__Work required__. The entries below need to be written out exactly, with no pictures included.
------ Given records
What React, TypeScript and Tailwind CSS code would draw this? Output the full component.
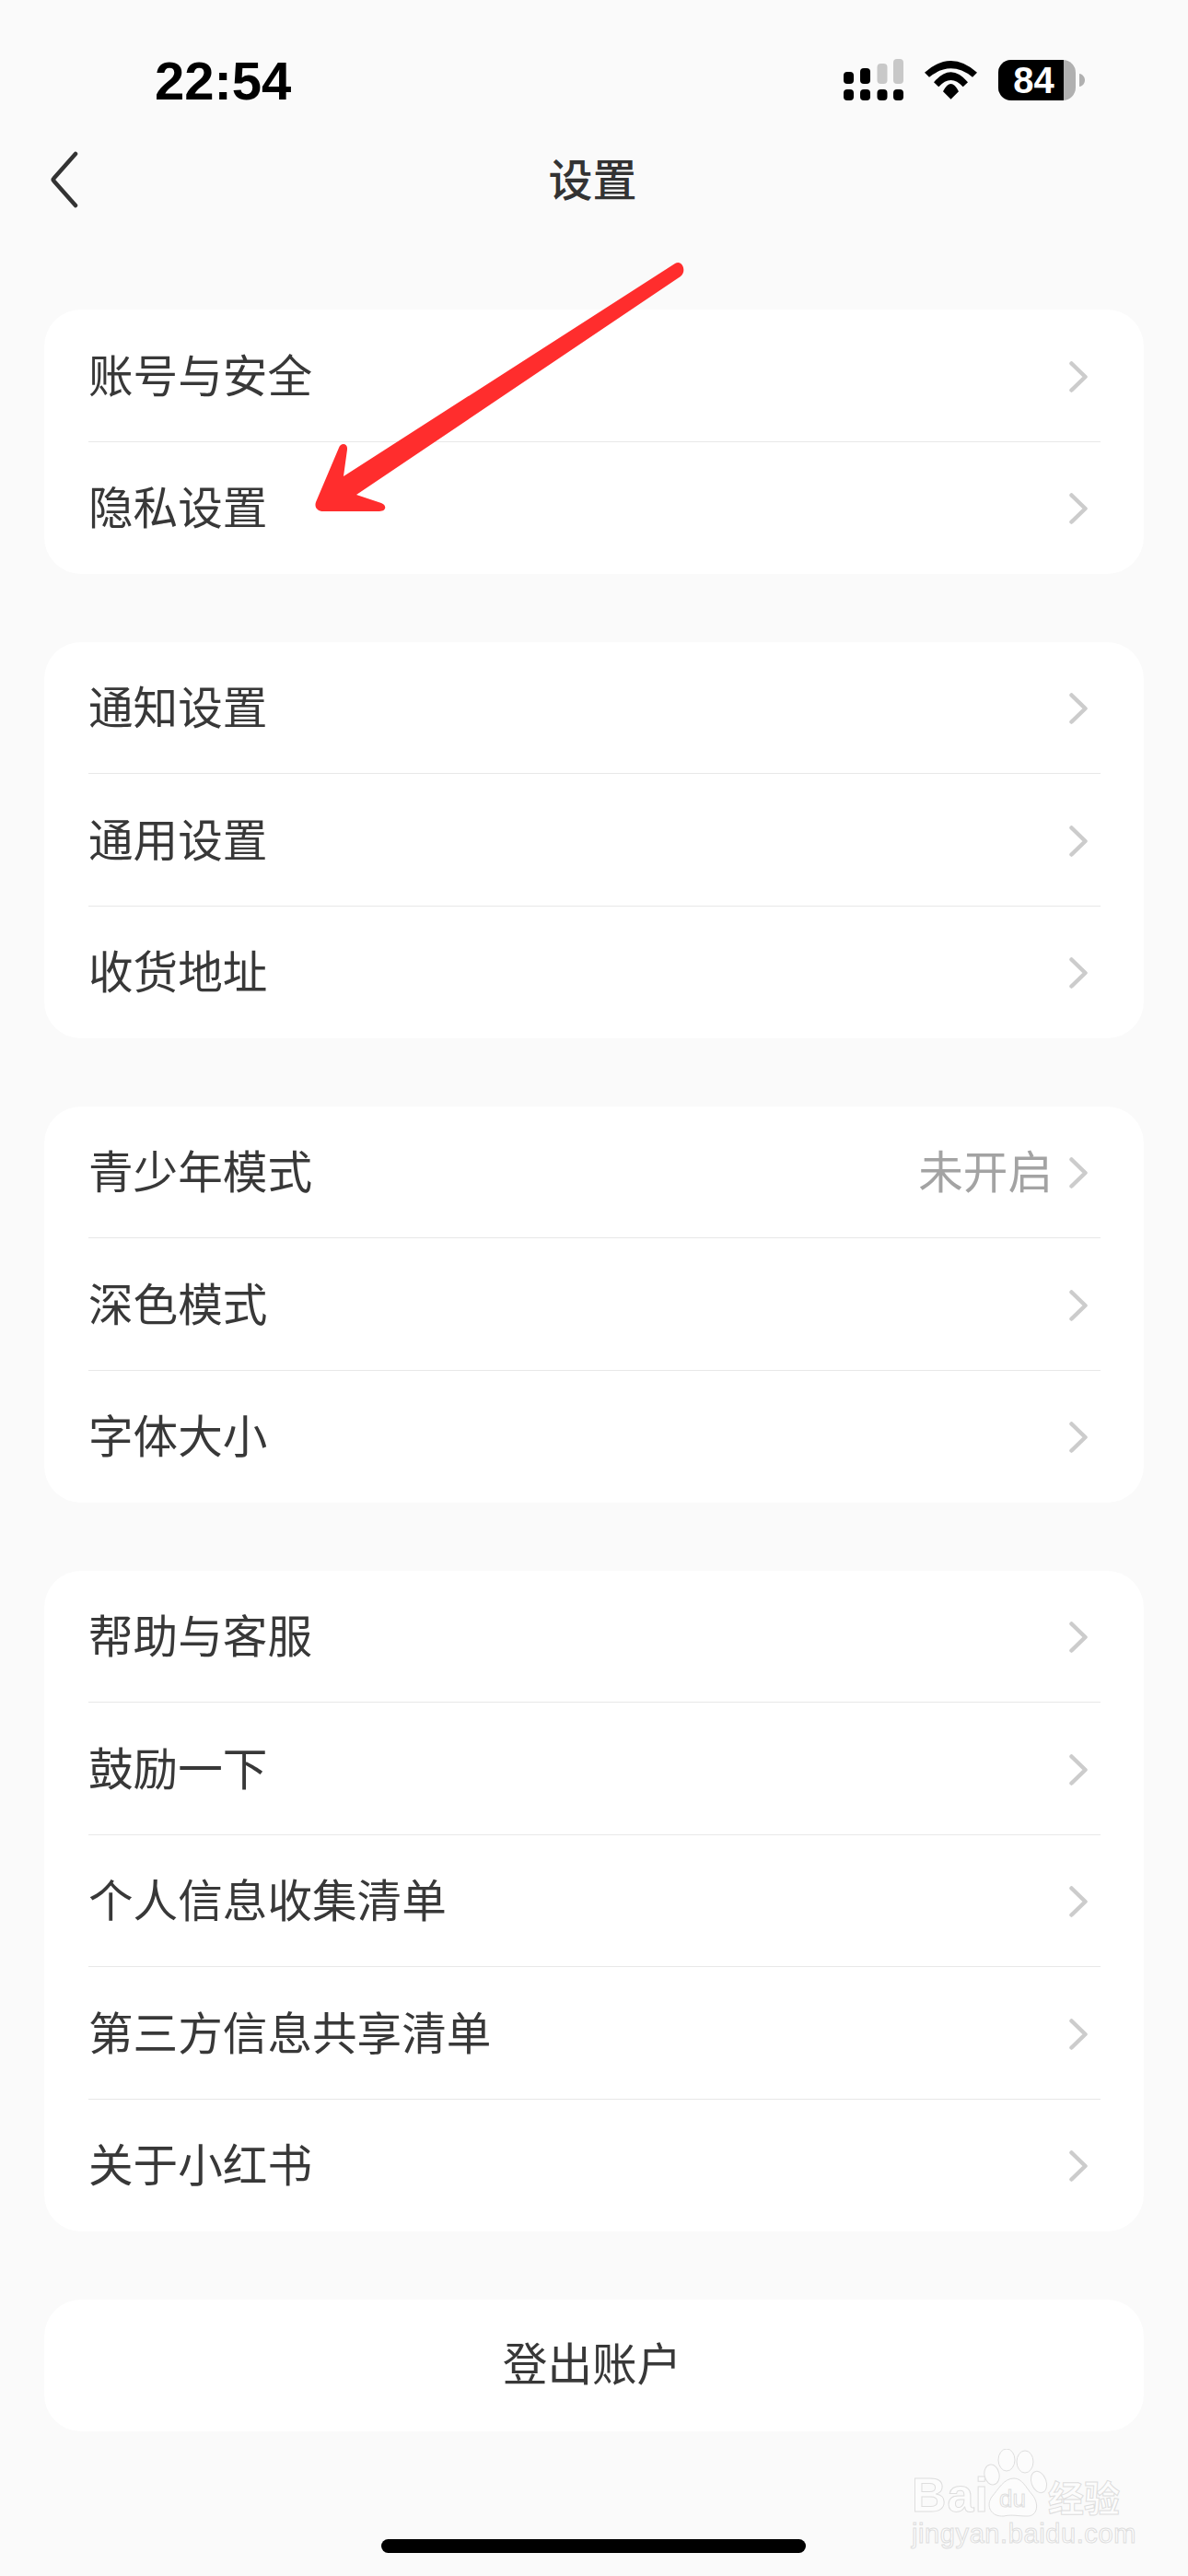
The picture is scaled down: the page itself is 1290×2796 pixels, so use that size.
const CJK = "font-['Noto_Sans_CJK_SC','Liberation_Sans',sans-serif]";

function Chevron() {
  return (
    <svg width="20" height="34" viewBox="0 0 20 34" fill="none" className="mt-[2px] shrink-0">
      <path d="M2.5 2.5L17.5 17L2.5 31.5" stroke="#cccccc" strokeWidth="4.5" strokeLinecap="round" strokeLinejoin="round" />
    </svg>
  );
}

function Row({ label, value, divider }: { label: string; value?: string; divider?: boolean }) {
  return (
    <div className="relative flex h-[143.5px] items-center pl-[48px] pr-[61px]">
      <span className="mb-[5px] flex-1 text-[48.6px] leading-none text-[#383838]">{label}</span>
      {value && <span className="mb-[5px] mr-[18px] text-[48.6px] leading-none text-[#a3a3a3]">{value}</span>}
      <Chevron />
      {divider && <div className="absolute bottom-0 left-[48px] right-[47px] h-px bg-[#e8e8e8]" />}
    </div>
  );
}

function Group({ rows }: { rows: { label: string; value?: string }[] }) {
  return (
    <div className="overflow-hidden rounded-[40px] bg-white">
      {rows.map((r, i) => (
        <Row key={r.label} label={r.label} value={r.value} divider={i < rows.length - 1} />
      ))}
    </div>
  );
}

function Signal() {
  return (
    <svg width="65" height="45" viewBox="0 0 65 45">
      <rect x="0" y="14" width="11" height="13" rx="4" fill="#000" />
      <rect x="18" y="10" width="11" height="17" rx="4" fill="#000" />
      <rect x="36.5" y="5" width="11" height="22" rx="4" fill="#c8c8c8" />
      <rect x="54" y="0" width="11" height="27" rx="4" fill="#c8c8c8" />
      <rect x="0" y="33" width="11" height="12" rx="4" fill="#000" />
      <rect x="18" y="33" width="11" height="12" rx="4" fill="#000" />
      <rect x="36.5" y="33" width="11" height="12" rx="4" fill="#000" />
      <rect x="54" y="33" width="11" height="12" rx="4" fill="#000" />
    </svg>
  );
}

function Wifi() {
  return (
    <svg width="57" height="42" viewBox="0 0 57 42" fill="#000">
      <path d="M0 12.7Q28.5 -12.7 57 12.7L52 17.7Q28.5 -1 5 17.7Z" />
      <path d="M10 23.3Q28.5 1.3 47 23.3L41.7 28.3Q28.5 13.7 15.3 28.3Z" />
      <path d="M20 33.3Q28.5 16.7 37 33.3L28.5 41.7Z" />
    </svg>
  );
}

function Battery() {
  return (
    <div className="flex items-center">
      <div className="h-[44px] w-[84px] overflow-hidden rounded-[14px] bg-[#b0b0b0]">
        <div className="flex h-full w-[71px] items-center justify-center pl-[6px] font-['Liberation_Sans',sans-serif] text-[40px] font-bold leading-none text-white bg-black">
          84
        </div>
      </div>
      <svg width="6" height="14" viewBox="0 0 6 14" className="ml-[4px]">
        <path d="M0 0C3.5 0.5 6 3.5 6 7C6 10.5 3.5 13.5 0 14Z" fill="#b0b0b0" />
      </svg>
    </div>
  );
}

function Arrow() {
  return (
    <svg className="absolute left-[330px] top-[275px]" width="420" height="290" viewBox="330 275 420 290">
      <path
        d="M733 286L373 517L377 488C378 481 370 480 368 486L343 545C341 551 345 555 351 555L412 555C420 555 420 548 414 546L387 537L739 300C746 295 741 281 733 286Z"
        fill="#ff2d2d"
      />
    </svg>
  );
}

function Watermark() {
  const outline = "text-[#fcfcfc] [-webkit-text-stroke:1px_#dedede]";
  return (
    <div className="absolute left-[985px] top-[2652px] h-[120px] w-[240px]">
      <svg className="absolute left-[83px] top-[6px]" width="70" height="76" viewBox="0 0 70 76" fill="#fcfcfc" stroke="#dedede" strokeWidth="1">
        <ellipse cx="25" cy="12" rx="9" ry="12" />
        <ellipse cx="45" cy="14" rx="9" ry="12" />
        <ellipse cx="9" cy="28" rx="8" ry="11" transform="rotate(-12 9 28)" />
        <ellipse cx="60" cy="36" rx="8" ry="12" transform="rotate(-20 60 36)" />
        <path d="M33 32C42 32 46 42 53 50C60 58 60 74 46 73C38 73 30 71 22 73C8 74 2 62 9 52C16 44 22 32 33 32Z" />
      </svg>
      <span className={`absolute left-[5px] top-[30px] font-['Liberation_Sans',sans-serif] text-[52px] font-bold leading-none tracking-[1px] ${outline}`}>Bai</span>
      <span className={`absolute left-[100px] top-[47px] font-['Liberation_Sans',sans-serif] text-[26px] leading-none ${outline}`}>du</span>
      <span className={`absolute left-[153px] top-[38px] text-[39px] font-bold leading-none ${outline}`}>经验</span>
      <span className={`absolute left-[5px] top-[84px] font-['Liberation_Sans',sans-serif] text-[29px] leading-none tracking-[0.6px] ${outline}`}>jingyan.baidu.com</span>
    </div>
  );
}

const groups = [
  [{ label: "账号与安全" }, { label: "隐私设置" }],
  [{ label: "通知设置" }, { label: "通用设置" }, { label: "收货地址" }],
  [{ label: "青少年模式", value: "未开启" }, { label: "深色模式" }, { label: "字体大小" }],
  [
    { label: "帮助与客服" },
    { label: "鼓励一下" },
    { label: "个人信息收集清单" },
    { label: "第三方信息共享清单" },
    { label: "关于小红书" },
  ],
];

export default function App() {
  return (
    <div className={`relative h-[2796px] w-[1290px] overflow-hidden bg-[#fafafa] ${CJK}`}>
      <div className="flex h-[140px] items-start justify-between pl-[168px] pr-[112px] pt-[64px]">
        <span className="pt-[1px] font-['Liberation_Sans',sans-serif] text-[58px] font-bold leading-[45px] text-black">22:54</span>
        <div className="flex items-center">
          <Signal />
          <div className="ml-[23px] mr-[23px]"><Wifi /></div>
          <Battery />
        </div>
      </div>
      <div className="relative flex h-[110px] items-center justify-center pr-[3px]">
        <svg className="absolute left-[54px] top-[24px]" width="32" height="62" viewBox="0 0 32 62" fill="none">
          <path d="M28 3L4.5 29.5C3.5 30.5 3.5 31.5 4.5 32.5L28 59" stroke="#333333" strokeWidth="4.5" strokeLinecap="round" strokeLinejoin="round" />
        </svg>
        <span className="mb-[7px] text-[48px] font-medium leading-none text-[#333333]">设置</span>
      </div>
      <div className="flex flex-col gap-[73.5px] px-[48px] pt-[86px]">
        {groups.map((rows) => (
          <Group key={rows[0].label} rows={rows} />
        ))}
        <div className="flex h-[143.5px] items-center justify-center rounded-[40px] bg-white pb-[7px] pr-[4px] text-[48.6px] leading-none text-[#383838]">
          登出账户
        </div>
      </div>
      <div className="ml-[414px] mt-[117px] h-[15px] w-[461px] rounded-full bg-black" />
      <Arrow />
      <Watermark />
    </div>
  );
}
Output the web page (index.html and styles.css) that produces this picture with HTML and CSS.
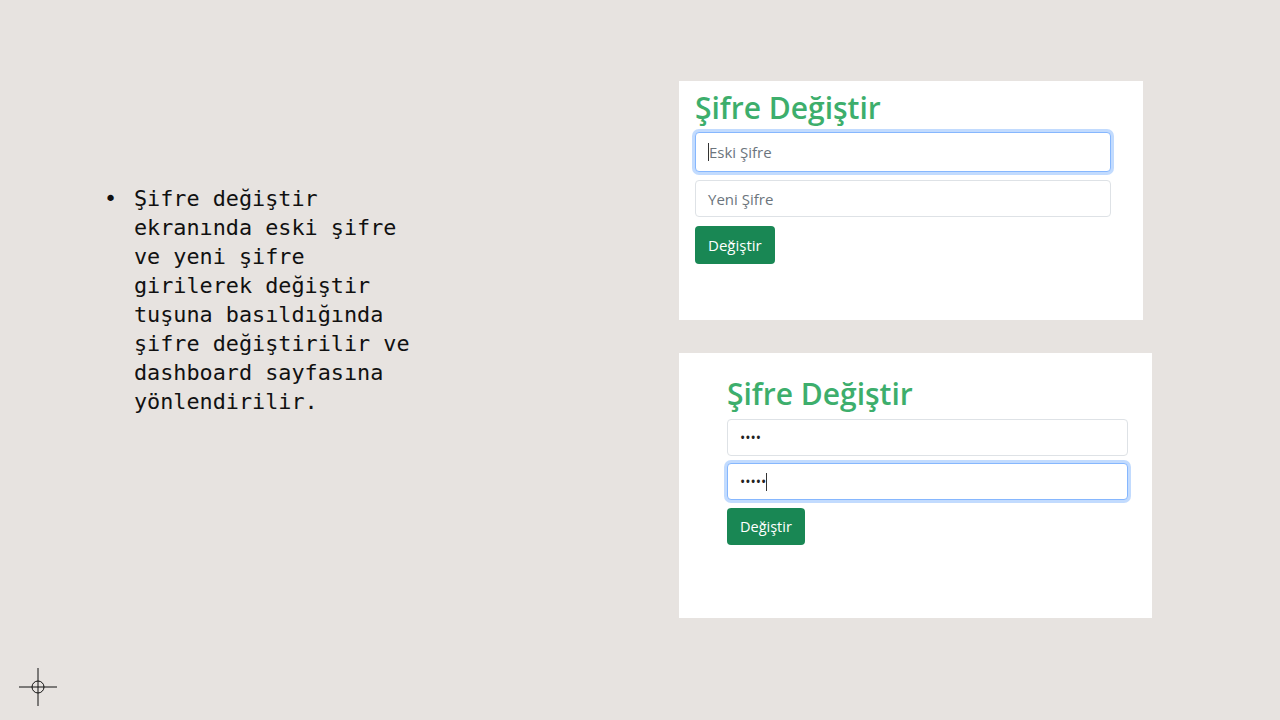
------------
__Reply to the task__.
What React, TypeScript and Tailwind CSS code would draw this? Output the full component.
The picture is scaled down: the page itself is 1290×2796 pixels, so use that size.
const CJK = "font-['Noto_Sans_CJK_SC','Liberation_Sans',sans-serif]";

function Chevron() {
  return (
    <svg width="20" height="34" viewBox="0 0 20 34" fill="none" className="mt-[2px] shrink-0">
      <path d="M2.5 2.5L17.5 17L2.5 31.5" stroke="#cccccc" strokeWidth="4.5" strokeLinecap="round" strokeLinejoin="round" />
    </svg>
  );
}

function Row({ label, value, divider }: { label: string; value?: string; divider?: boolean }) {
  return (
    <div className="relative flex h-[143.5px] items-center pl-[48px] pr-[61px]">
      <span className="mb-[5px] flex-1 text-[48.6px] leading-none text-[#383838]">{label}</span>
      {value && <span className="mb-[5px] mr-[18px] text-[48.6px] leading-none text-[#a3a3a3]">{value}</span>}
      <Chevron />
      {divider && <div className="absolute bottom-0 left-[48px] right-[47px] h-px bg-[#e8e8e8]" />}
    </div>
  );
}

function Group({ rows }: { rows: { label: string; value?: string }[] }) {
  return (
    <div className="overflow-hidden rounded-[40px] bg-white">
      {rows.map((r, i) => (
        <Row key={r.label} label={r.label} value={r.value} divider={i < rows.length - 1} />
      ))}
    </div>
  );
}

function Signal() {
  return (
    <svg width="65" height="45" viewBox="0 0 65 45">
      <rect x="0" y="14" width="11" height="13" rx="4" fill="#000" />
      <rect x="18" y="10" width="11" height="17" rx="4" fill="#000" />
      <rect x="36.5" y="5" width="11" height="22" rx="4" fill="#c8c8c8" />
      <rect x="54" y="0" width="11" height="27" rx="4" fill="#c8c8c8" />
      <rect x="0" y="33" width="11" height="12" rx="4" fill="#000" />
      <rect x="18" y="33" width="11" height="12" rx="4" fill="#000" />
      <rect x="36.5" y="33" width="11" height="12" rx="4" fill="#000" />
      <rect x="54" y="33" width="11" height="12" rx="4" fill="#000" />
    </svg>
  );
}

function Wifi() {
  return (
    <svg width="57" height="42" viewBox="0 0 57 42" fill="#000">
      <path d="M0 12.7Q28.5 -12.7 57 12.7L52 17.7Q28.5 -1 5 17.7Z" />
      <path d="M10 23.3Q28.5 1.3 47 23.3L41.7 28.3Q28.5 13.7 15.3 28.3Z" />
      <path d="M20 33.3Q28.5 16.7 37 33.3L28.5 41.7Z" />
    </svg>
  );
}

function Battery() {
  return (
    <div className="flex items-center">
      <div className="h-[44px] w-[84px] overflow-hidden rounded-[14px] bg-[#b0b0b0]">
        <div className="flex h-full w-[71px] items-center justify-center pl-[6px] font-['Liberation_Sans',sans-serif] text-[40px] font-bold leading-none text-white bg-black">
          84
        </div>
      </div>
      <svg width="6" height="14" viewBox="0 0 6 14" className="ml-[4px]">
        <path d="M0 0C3.5 0.5 6 3.5 6 7C6 10.5 3.5 13.5 0 14Z" fill="#b0b0b0" />
      </svg>
    </div>
  );
}

function Arrow() {
  return (
    <svg className="absolute left-[330px] top-[275px]" width="420" height="290" viewBox="330 275 420 290">
      <path
        d="M733 286L373 517L377 488C378 481 370 480 368 486L343 545C341 551 345 555 351 555L412 555C420 555 420 548 414 546L387 537L739 300C746 295 741 281 733 286Z"
        fill="#ff2d2d"
      />
    </svg>
  );
}

function Watermark() {
  const outline = "text-[#fcfcfc] [-webkit-text-stroke:1px_#dedede]";
  return (
    <div className="absolute left-[985px] top-[2652px] h-[120px] w-[240px]">
      <svg className="absolute left-[83px] top-[6px]" width="70" height="76" viewBox="0 0 70 76" fill="#fcfcfc" stroke="#dedede" strokeWidth="1">
        <ellipse cx="25" cy="12" rx="9" ry="12" />
        <ellipse cx="45" cy="14" rx="9" ry="12" />
        <ellipse cx="9" cy="28" rx="8" ry="11" transform="rotate(-12 9 28)" />
        <ellipse cx="60" cy="36" rx="8" ry="12" transform="rotate(-20 60 36)" />
        <path d="M33 32C42 32 46 42 53 50C60 58 60 74 46 73C38 73 30 71 22 73C8 74 2 62 9 52C16 44 22 32 33 32Z" />
      </svg>
      <span className={`absolute left-[5px] top-[30px] font-['Liberation_Sans',sans-serif] text-[52px] font-bold leading-none tracking-[1px] ${outline}`}>Bai</span>
      <span className={`absolute left-[100px] top-[47px] font-['Liberation_Sans',sans-serif] text-[26px] leading-none ${outline}`}>du</span>
      <span className={`absolute left-[153px] top-[38px] text-[39px] font-bold leading-none ${outline}`}>经验</span>
      <span className={`absolute left-[5px] top-[84px] font-['Liberation_Sans',sans-serif] text-[29px] leading-none tracking-[0.6px] ${outline}`}>jingyan.baidu.com</span>
    </div>
  );
}

const groups = [
  [{ label: "账号与安全" }, { label: "隐私设置" }],
  [{ label: "通知设置" }, { label: "通用设置" }, { label: "收货地址" }],
  [{ label: "青少年模式", value: "未开启" }, { label: "深色模式" }, { label: "字体大小" }],
  [
    { label: "帮助与客服" },
    { label: "鼓励一下" },
    { label: "个人信息收集清单" },
    { label: "第三方信息共享清单" },
    { label: "关于小红书" },
  ],
];

export default function App() {
  return (
    <div className={`relative h-[2796px] w-[1290px] overflow-hidden bg-[#fafafa] ${CJK}`}>
      <div className="flex h-[140px] items-start justify-between pl-[168px] pr-[112px] pt-[64px]">
        <span className="pt-[1px] font-['Liberation_Sans',sans-serif] text-[58px] font-bold leading-[45px] text-black">22:54</span>
        <div className="flex items-center">
          <Signal />
          <div className="ml-[23px] mr-[23px]"><Wifi /></div>
          <Battery />
        </div>
      </div>
      <div className="relative flex h-[110px] items-center justify-center pr-[3px]">
        <svg className="absolute left-[54px] top-[24px]" width="32" height="62" viewBox="0 0 32 62" fill="none">
          <path d="M28 3L4.5 29.5C3.5 30.5 3.5 31.5 4.5 32.5L28 59" stroke="#333333" strokeWidth="4.5" strokeLinecap="round" strokeLinejoin="round" />
        </svg>
        <span className="mb-[7px] text-[48px] font-medium leading-none text-[#333333]">设置</span>
      </div>
      <div className="flex flex-col gap-[73.5px] px-[48px] pt-[86px]">
        {groups.map((rows) => (
          <Group key={rows[0].label} rows={rows} />
        ))}
        <div className="flex h-[143.5px] items-center justify-center rounded-[40px] bg-white pb-[7px] pr-[4px] text-[48.6px] leading-none text-[#383838]">
          登出账户
        </div>
      </div>
      <div className="ml-[414px] mt-[117px] h-[15px] w-[461px] rounded-full bg-black" />
      <Arrow />
      <Watermark />
    </div>
  );
}
Output the web page (index.html and styles.css) that produces this picture with HTML and CSS.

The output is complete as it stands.